With the financial crisis and the spike in the prices of food, Pakistan’s coffers are also running dry. There is a huge shortage of dollars which makes unable for importers to clear more than 8,531 containers, and the shipping companies are taking back their hands into Pakistan’s operations over the country’s failure to make timely payments.

The central bank of Pakistan has a paltry USD 4.4 billion in reserves, which could import things for three weeks. However, the need to clear the containers and pending requests for opening more letters of credit stand in the range of USD 1.5 billion to USD 2 billion. 

The government has stopped more than USD 2 billion in payments of dividends which will hurt future investment prospects. The inflation rate of the country stood at 25 percent and the breakdown of the supply chain may cause hyperinflation in a country that might be in for more imported inflation due to steep currency devaluation.

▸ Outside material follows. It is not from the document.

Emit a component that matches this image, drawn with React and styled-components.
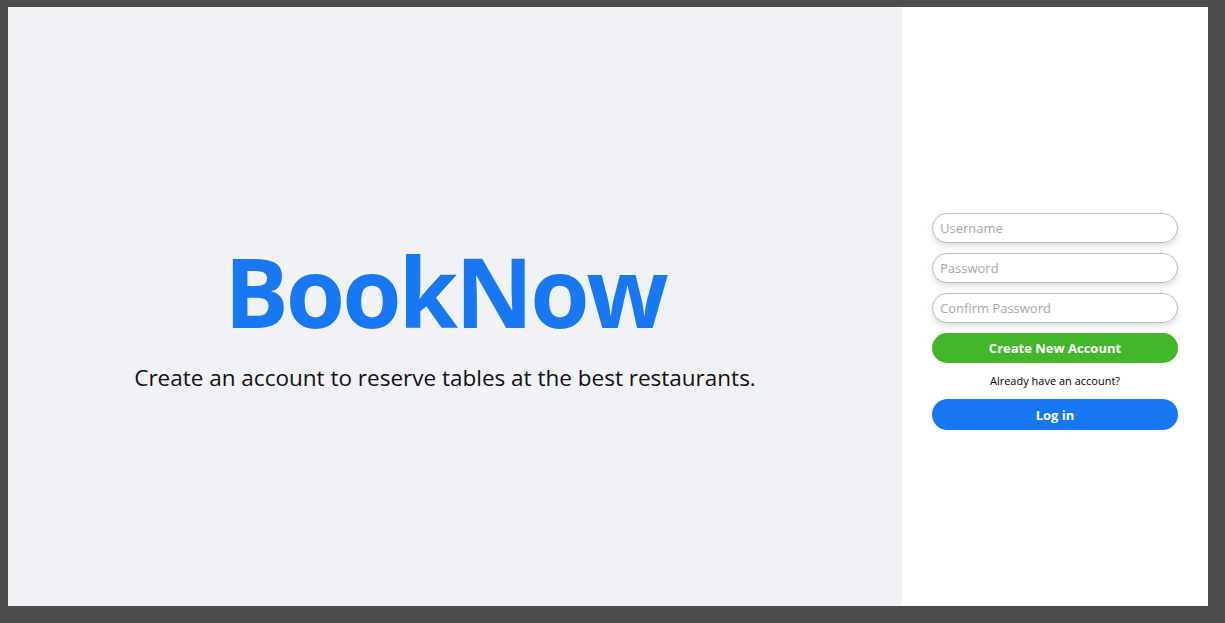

The country was also expected the loan from the International Monetary Fund (IMF) and after the revival, Pakistan’s reserves slightly bounced back to USD 8.8 billion before again depleting to USD 7.8 billion when Miftah Ismail left the command of the Finance Ministry. 

The economic strain can be seen in the imports. The central bank a few months ago started stopping the majority of the imports through administrative controls and arm-twisting tactics.

This week, the governor of SBP said that they have been solving between 5,000 and 6,000 cases per month. They have resolved 33,000 since May 2022. But many businesses that are essential for the continuation of daily economic and social life have been declared non-essential to lessen the import bill.